The Guardian framed it as part of a “post-truth” assault on the “climate crisis,” quoting anonymous staffers warning that the DOE is “silencing science”.
NPR emphasized that the language ban extends to funding requests and websites, calling it an effort to “restrict access to information”.
Politico called it the latest attempt to “downplay the realities of climate change”.
Of course, DOE press secretary Ben Dietderich flatly denied there’s any directive against using those words, stating:
“There is no directive at the Energy Department instructing employees to avoid using phrases such as ‘climate change’ or ‘emissions.’ President Trump and Secretary Wright remain committed to transparency and fostering an open, honest dialogue about climate science”.
So which is it?
On one hand, bureaucrats say they got an email telling them to trim their vocabulary. On the other, DOE leadership denies it’s policy. In reality, this looks less like censorship and more like political reframing: Washington word-policing to avoid loaded terminology that’s become shorthand for policy activism rather than objective science.
Consider: “climate change” today is less a scientific descriptor than a rallying cry. Likewise, “decarbonization” and “energy transition” are not neutral words – they’re policy prescriptions dressed up as inevitabilities. DOE officials may be saying, “Let’s focus on the engineering and economics, not the slogans.”
And it’s not like past administrations didn’t play the same semantic game. Under Obama and Biden, “global warming” was phased out in favor of “climate change,” then “climate crisis,” then “climate emergency.” Words are weapons in policy battles.
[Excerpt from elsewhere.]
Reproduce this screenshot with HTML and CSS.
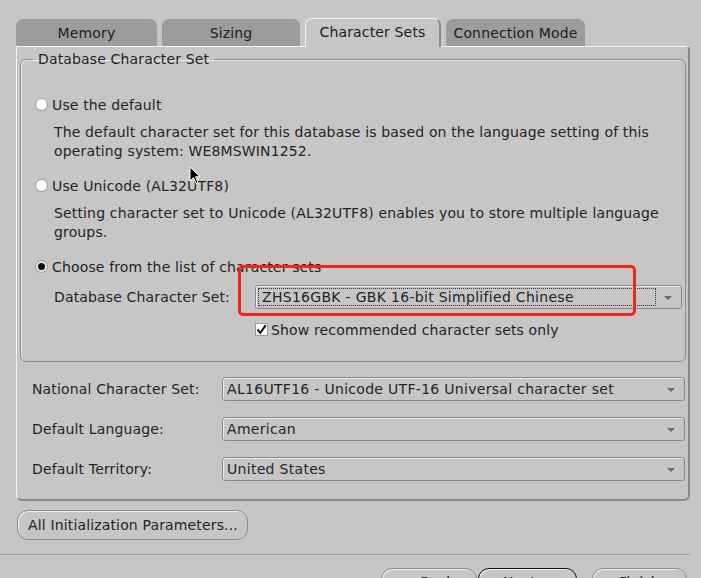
FILE: index.html
```html
<!DOCTYPE html>
<html>
<head>
<meta charset="utf-8">
<link rel="stylesheet" href="styles.css">
</head>
<body>
<div class="window">
  <div class="tabs">
    <div class="tab w-mem">Memory</div>
    <div class="tab w-size">Sizing</div>
    <div class="tab tab-sel w-cs">Character Sets</div>
    <div class="tab w-conn">Connection Mode</div>
  </div>
  <div class="panel">
    <fieldset class="group">
      <legend class="legend">Database Character Set</legend>
      <div class="radio-row first"><span class="radio"></span>Use the default</div>
      <div class="desc">The default character set for this database is based on the language setting of this<br>operating system: WE8MSWIN1252.</div>
      <div class="radio-row"><span class="radio"></span>Use Unicode (AL32UTF8)</div>
      <div class="desc">Setting character set to Unicode (AL32UTF8) enables you to store multiple language<br>groups.</div>
      <div class="radio-row"><span class="radio radio-on"></span>Choose from the list of character sets</div>
      <div class="cs-row">
        <span class="cs-label">Database Character Set:</span>
        <div class="combo combo-cs"><span class="focus">ZHS16GBK - GBK 16-bit Simplified Chinese</span><span class="arrow"></span></div>
      </div>
      <div class="check-row"><span class="check"><svg width="11" height="11" viewBox="0 0 11 11"><path d="M1.5 5.5 L4.3 8.8 L9.8 1.2" fill="none" stroke="#111" stroke-width="2"/></svg></span>Show recommended character sets only</div>
    </fieldset>
    <div class="grid">
      <span class="label">National Character Set:</span>
      <div class="combo"><span class="ctext">AL16UTF16 - Unicode UTF-16 Universal character set</span><span class="arrow"></span></div>
      <span class="label">Default Language:</span>
      <div class="combo"><span class="ctext">American</span><span class="arrow"></span></div>
      <span class="label">Default Territory:</span>
      <div class="combo"><span class="ctext">United States</span><span class="arrow"></span></div>
    </div>
  </div>
  <div class="btn-row">
    <button class="btn">All Initialization Parameters...</button>
  </div>
  <div class="sep"></div>
  <div class="nav">
    <div class="btn nav-btn w-back">&lt; <u>B</u>ack</div>
    <div class="btn nav-btn w-next"><u>N</u>ext &gt;</div>
    <div class="btn nav-btn w-finish"><u>F</u>inish</div>
  </div>
  <div class="highlight"></div>
  <svg class="cursor" width="12" height="19" viewBox="0 0 12 19"><path d="M1 1 L1 15 L4.5 11.5 L7 17.5 L9 16.6 L6.6 10.8 L11 10.8 Z" fill="#000" stroke="#fff" stroke-width="1"/></svg>
</div>
</body>
</html>
```

FILE: styles.css
```css
* { box-sizing: border-box; }
html, body { margin: 0; padding: 0; }
body {
  background: #c6c6c6;
  font-family: "DejaVu Sans", sans-serif;
  font-size: 14px;
  letter-spacing: 0.15px;
  color: #242424;
}
.window {
  position: relative;
  width: 701px;
  height: 578px;
  overflow: hidden;
}
.tabs {
  display: flex;
  gap: 5px;
  padding: 18px 0 0 16px;
  height: 46px;
  align-items: flex-end;
}
.tab {
  height: 27px;
  background: #9c9c9c;
  border-radius: 7px 7px 0 0;
  text-align: center;
  line-height: 28px;
  color: #202020;
}
.tab-sel {
  position: relative;
  z-index: 2;
  height: 29px;
  margin-bottom: -1px;
  background: #c6c6c6;
  border-top: 1px solid #f2f2f2;
  border-left: 1px solid #f2f2f2;
  border-right: 2px solid #8c8c8c;
  line-height: 27px;
}
.w-mem { width: 141px; }
.w-size { width: 138px; }
.w-cs { width: 136px; }
.w-conn { width: 139px; }
.panel {
  position: relative;
  margin-left: 16px;
  width: 674px;
  height: 455px;
  border-top: 1px solid #f2f2f2;
  border-left: 1px solid #f2f2f2;
  border-right: 2px solid #8a8a8a;
  border-bottom: 2px solid #8a8a8a;
  border-radius: 0 4px 6px 6px;
  padding: 0 0 0 3px;
}
.group {
  width: 666px;
  margin: 3px 0 0 0;
  padding: 0 0 22px 14px;
  border: 1px solid #8c8c8c;
  border-radius: 6px;
  box-shadow: inset 1px 1px 0 #e8e8e8;
}
.legend {
  margin-left: -2px;
  padding: 0 5px;
  line-height: 19px;
}
.radio-row {
  display: flex;
  align-items: center;
  height: 19px;
  margin-top: 15px;
}
.radio-row.first { margin-top: 26px; }
.radio {
  width: 13px;
  height: 13px;
  border-radius: 50%;
  background: #fff;
  border: 1px solid #9a9a9a;
  margin-right: 4px;
  position: relative;
  flex: none;
}
.radio-on {
  background: #e6e6e6;
}
.radio-on::after {
  content: "";
  position: absolute;
  left: 2px;
  top: 2px;
  width: 7px;
  height: 7px;
  border-radius: 50%;
  background: #111;
}
.desc {
  margin: 9px 0 0 19px;
  line-height: 19px;
}
.cs-row {
  display: flex;
  align-items: center;
  margin: 9px 0 0 19px;
}
.cs-label { width: 201px; }
.combo {
  position: relative;
  height: 24px;
  border: 1px solid #8a8a8a;
  border-radius: 3px;
  box-shadow: inset 1px 1px 0 #ececec;
  display: flex;
  align-items: center;
  letter-spacing: 0.3px;
}
.combo-cs {
  width: 427px;
  padding: 0 25px 0 2px;
}
.focus {
  flex: 1;
  height: 18px;
  line-height: 16px;
  border: 1px dotted #333;
  padding-left: 3px;
}
.ctext { padding-left: 4px; }
.arrow {
  position: absolute;
  right: 9px;
  top: 10px;
  width: 0;
  height: 0;
  border-left: 4px solid transparent;
  border-right: 4px solid transparent;
  border-top: 4px solid #6c6c6c;
}
.check-row {
  display: flex;
  align-items: center;
  height: 19px;
  margin: 11px 0 0 220px;
}
.check {
  width: 13px;
  height: 13px;
  background: #fff;
  border: 1px solid #9a9a9a;
  margin-right: 3px;
  display: flex;
  align-items: center;
  justify-content: center;
}
.grid {
  display: grid;
  grid-template-columns: 190px 463px;
  row-gap: 16px;
  align-items: center;
  margin: 15px 0 0 12px;
}
.label { line-height: 19px; }
.btn-row {
  padding: 9px 0 0 17px;
}
.btn {
  font-family: "DejaVu Sans", sans-serif;
  font-size: 14px;
  letter-spacing: 0.15px;
  color: #242424;
  background: #c6c6c6;
  border: 1px solid #8c8c8c;
  border-radius: 11px;
  box-shadow: inset 1px 1px 0 #f0f0f0;
  height: 30px;
  width: 231px;
  padding: 0 0 0 10px;
  text-align: left;
}
.sep {
  margin-top: 14px;
  width: 690px;
  height: 1px;
  background: #9e9e9e;
}
.nav {
  display: flex;
  padding: 13px 0 0 381px;
}
.nav-btn {
  height: 30px;
  line-height: 17px;
  padding: 5px 0 0 0;
  text-align: center;
  flex: none;
}
.nav-btn u { text-decoration: underline; }
.w-back { width: 96px; }
.w-next { width: 99px; margin-left: 1px; border-color: #111; }
.w-finish { width: 95px; margin-left: 15px; }
.highlight {
  position: absolute;
  left: 238px;
  top: 265px;
  width: 398px;
  height: 51px;
  border: 3px solid #f4231c;
  border-radius: 5px;
}
.cursor {
  position: absolute;
  left: 189px;
  top: 166px;
}
```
What’s new is simply who’s choosing which ones to avoid.
Meanwhile, the media is treating this as if banning a few buzzwords will stop hurricanes, wildfires, or sea level rise. It won’t. But it might stop government reports from reading like Greenpeace press releases – and that’s probably the point.
The DOE’s role should be clear: fund energy R&D that works, not promote loaded climate narratives. If that means a little less “decarbonization” rhetoric and a little more technical focus, maybe that’s a feature, not a bug.